-- Directions for this task --
Exclude the pictures and reproduce the remaining data exactly as written.

-- Information provided --
———

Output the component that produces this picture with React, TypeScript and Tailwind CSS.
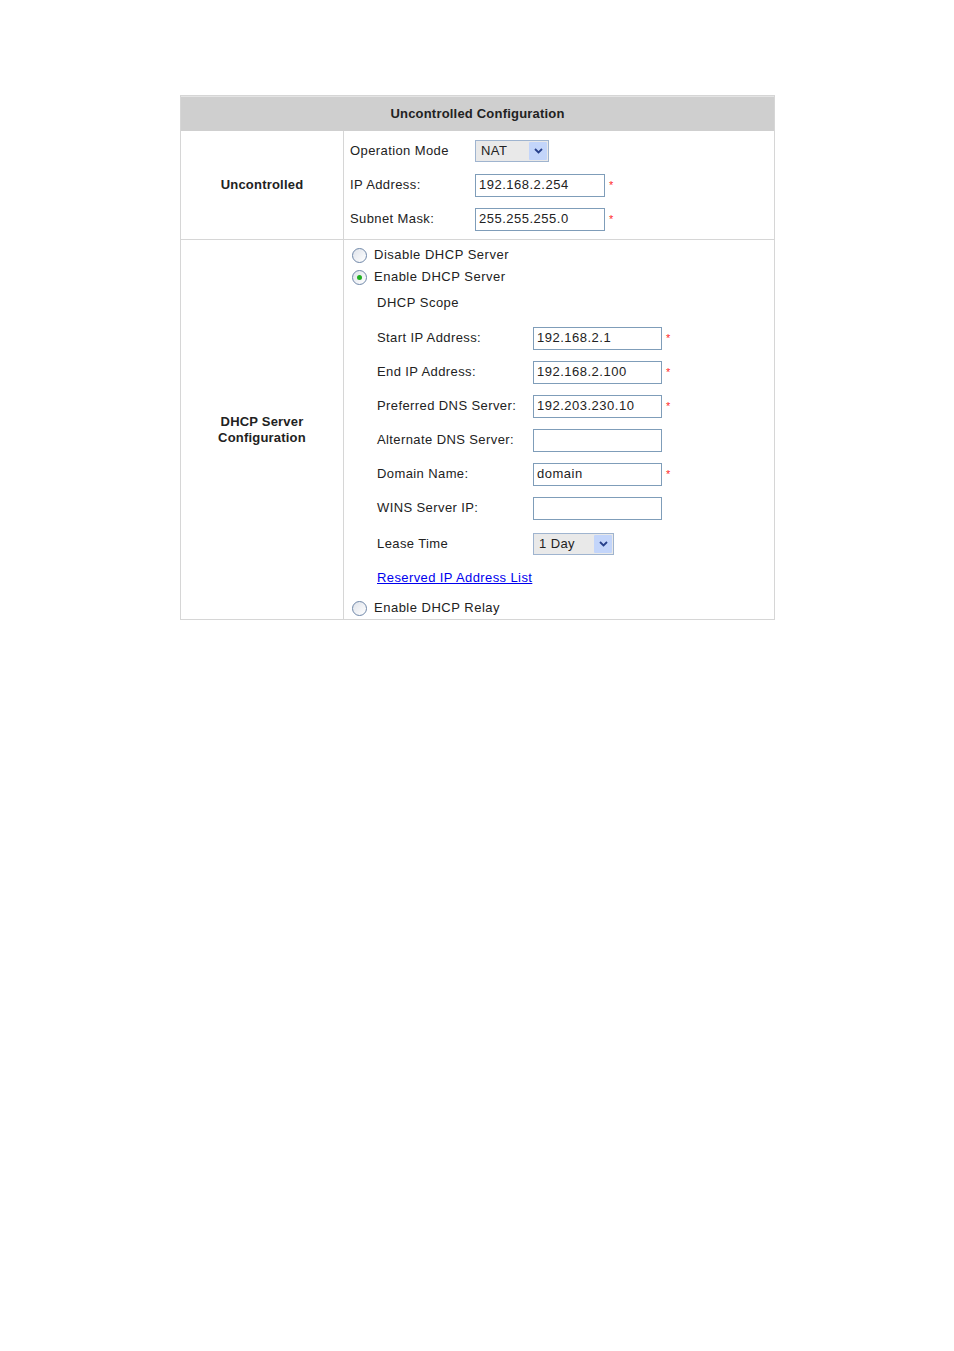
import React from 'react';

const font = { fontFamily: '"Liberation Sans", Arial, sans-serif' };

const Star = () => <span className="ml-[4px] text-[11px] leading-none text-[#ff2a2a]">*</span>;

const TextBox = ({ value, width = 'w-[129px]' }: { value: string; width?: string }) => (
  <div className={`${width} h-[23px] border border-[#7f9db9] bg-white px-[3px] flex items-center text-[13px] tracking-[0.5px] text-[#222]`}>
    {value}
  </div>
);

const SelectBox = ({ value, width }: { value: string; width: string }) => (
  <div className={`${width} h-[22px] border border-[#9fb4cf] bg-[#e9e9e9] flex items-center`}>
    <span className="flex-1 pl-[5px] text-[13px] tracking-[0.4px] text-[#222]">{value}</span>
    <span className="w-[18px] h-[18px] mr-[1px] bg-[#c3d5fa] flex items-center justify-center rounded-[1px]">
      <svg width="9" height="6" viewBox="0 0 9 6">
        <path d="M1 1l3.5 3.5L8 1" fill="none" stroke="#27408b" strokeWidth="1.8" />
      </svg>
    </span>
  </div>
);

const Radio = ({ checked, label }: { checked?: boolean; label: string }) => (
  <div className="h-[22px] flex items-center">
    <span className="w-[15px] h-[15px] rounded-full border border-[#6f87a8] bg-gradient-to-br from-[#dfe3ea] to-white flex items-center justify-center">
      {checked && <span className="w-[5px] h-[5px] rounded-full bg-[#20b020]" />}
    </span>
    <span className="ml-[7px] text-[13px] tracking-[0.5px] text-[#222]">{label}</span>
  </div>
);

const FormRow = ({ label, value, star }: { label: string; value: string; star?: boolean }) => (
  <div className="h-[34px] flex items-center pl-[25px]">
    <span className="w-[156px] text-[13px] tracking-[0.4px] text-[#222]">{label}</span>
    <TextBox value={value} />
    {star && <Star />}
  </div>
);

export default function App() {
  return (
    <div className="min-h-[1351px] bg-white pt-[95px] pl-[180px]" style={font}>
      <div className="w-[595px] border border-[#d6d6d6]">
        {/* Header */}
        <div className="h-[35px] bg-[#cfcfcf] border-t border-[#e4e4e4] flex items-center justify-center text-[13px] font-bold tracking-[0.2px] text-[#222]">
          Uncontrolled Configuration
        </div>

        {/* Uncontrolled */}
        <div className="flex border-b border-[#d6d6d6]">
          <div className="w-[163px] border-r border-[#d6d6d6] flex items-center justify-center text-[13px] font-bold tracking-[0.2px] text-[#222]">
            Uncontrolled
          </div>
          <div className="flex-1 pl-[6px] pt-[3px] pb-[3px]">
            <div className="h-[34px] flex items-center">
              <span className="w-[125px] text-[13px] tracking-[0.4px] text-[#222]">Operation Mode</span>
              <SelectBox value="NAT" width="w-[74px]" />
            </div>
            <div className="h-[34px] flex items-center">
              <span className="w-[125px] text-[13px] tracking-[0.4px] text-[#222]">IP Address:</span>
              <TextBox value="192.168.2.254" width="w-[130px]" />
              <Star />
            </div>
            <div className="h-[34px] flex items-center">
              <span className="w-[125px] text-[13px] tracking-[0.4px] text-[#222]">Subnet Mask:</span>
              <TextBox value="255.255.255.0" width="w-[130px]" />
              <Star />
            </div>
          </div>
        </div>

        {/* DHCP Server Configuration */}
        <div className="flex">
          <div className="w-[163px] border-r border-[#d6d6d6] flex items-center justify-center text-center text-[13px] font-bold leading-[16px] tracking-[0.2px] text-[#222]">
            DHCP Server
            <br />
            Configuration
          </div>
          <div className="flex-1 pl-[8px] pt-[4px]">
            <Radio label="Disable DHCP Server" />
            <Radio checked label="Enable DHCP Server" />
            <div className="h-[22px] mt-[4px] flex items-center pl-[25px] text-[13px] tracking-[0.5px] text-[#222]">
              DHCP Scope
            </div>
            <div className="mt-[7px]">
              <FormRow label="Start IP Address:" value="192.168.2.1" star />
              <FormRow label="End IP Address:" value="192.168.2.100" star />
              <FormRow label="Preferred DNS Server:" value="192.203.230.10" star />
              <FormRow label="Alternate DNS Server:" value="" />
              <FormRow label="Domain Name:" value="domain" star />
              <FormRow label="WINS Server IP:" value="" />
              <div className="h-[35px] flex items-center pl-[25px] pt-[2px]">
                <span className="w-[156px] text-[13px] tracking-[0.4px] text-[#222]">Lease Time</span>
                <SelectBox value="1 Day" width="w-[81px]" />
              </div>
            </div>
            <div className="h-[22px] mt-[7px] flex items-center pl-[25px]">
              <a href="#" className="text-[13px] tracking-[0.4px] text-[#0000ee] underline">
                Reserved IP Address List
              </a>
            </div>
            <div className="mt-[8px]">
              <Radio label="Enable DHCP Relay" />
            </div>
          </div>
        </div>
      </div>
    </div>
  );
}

———

-- Expected output --
Output the component that produces this picture with React, TypeScript and Tailwind CSS.
import React from 'react';

const font = { fontFamily: '"Liberation Sans", Arial, sans-serif' };

const Star = () => <span className="ml-[4px] text-[11px] leading-none text-[#ff2a2a]">*</span>;

const TextBox = ({ value, width = 'w-[129px]' }: { value: string; width?: string }) => (
  <div className={`${width} h-[23px] border border-[#7f9db9] bg-white px-[3px] flex items-center text-[13px] tracking-[0.5px] text-[#222]`}>
    {value}
  </div>
);

const SelectBox = ({ value, width }: { value: string; width: string }) => (
  <div className={`${width} h-[22px] border border-[#9fb4cf] bg-[#e9e9e9] flex items-center`}>
    <span className="flex-1 pl-[5px] text-[13px] tracking-[0.4px] text-[#222]">{value}</span>
    <span className="w-[18px] h-[18px] mr-[1px] bg-[#c3d5fa] flex items-center justify-center rounded-[1px]">
      <svg width="9" height="6" viewBox="0 0 9 6">
        <path d="M1 1l3.5 3.5L8 1" fill="none" stroke="#27408b" strokeWidth="1.8" />
      </svg>
    </span>
  </div>
);

const Radio = ({ checked, label }: { checked?: boolean; label: string }) => (
  <div className="h-[22px] flex items-center">
    <span className="w-[15px] h-[15px] rounded-full border border-[#6f87a8] bg-gradient-to-br from-[#dfe3ea] to-white flex items-center justify-center">
      {checked && <span className="w-[5px] h-[5px] rounded-full bg-[#20b020]" />}
    </span>
    <span className="ml-[7px] text-[13px] tracking-[0.5px] text-[#222]">{label}</span>
  </div>
);

const FormRow = ({ label, value, star }: { label: string; value: string; star?: boolean }) => (
  <div className="h-[34px] flex items-center pl-[25px]">
    <span className="w-[156px] text-[13px] tracking-[0.4px] text-[#222]">{label}</span>
    <TextBox value={value} />
    {star && <Star />}
  </div>
);

export default function App() {
  return (
    <div className="min-h-[1351px] bg-white pt-[95px] pl-[180px]" style={font}>
      <div className="w-[595px] border border-[#d6d6d6]">
        {/* Header */}
        <div className="h-[35px] bg-[#cfcfcf] border-t border-[#e4e4e4] flex items-center justify-center text-[13px] font-bold tracking-[0.2px] text-[#222]">
          Uncontrolled Configuration
        </div>

        {/* Uncontrolled */}
        <div className="flex border-b border-[#d6d6d6]">
          <div className="w-[163px] border-r border-[#d6d6d6] flex items-center justify-center text-[13px] font-bold tracking-[0.2px] text-[#222]">
            Uncontrolled
          </div>
          <div className="flex-1 pl-[6px] pt-[3px] pb-[3px]">
            <div className="h-[34px] flex items-center">
              <span className="w-[125px] text-[13px] tracking-[0.4px] text-[#222]">Operation Mode</span>
              <SelectBox value="NAT" width="w-[74px]" />
            </div>
            <div className="h-[34px] flex items-center">
              <span className="w-[125px] text-[13px] tracking-[0.4px] text-[#222]">IP Address:</span>
              <TextBox value="192.168.2.254" width="w-[130px]" />
              <Star />
            </div>
            <div className="h-[34px] flex items-center">
              <span className="w-[125px] text-[13px] tracking-[0.4px] text-[#222]">Subnet Mask:</span>
              <TextBox value="255.255.255.0" width="w-[130px]" />
              <Star />
            </div>
          </div>
        </div>

        {/* DHCP Server Configuration */}
        <div className="flex">
          <div className="w-[163px] border-r border-[#d6d6d6] flex items-center justify-center text-center text-[13px] font-bold leading-[16px] tracking-[0.2px] text-[#222]">
            DHCP Server
            <br />
            Configuration
          </div>
          <div className="flex-1 pl-[8px] pt-[4px]">
            <Radio label="Disable DHCP Server" />
            <Radio checked label="Enable DHCP Server" />
            <div className="h-[22px] mt-[4px] flex items-center pl-[25px] text-[13px] tracking-[0.5px] text-[#222]">
              DHCP Scope
            </div>
            <div className="mt-[7px]">
              <FormRow label="Start IP Address:" value="192.168.2.1" star />
              <FormRow label="End IP Address:" value="192.168.2.100" star />
              <FormRow label="Preferred DNS Server:" value="192.203.230.10" star />
              <FormRow label="Alternate DNS Server:" value="" />
              <FormRow label="Domain Name:" value="domain" star />
              <FormRow label="WINS Server IP:" value="" />
              <div className="h-[35px] flex items-center pl-[25px] pt-[2px]">
                <span className="w-[156px] text-[13px] tracking-[0.4px] text-[#222]">Lease Time</span>
                <SelectBox value="1 Day" width="w-[81px]" />
              </div>
            </div>
            <div className="h-[22px] mt-[7px] flex items-center pl-[25px]">
              <a href="#" className="text-[13px] tracking-[0.4px] text-[#0000ee] underline">
                Reserved IP Address List
              </a>
            </div>
            <div className="mt-[8px]">
              <Radio label="Enable DHCP Relay" />
            </div>
          </div>
        </div>
      </div>
    </div>
  );
}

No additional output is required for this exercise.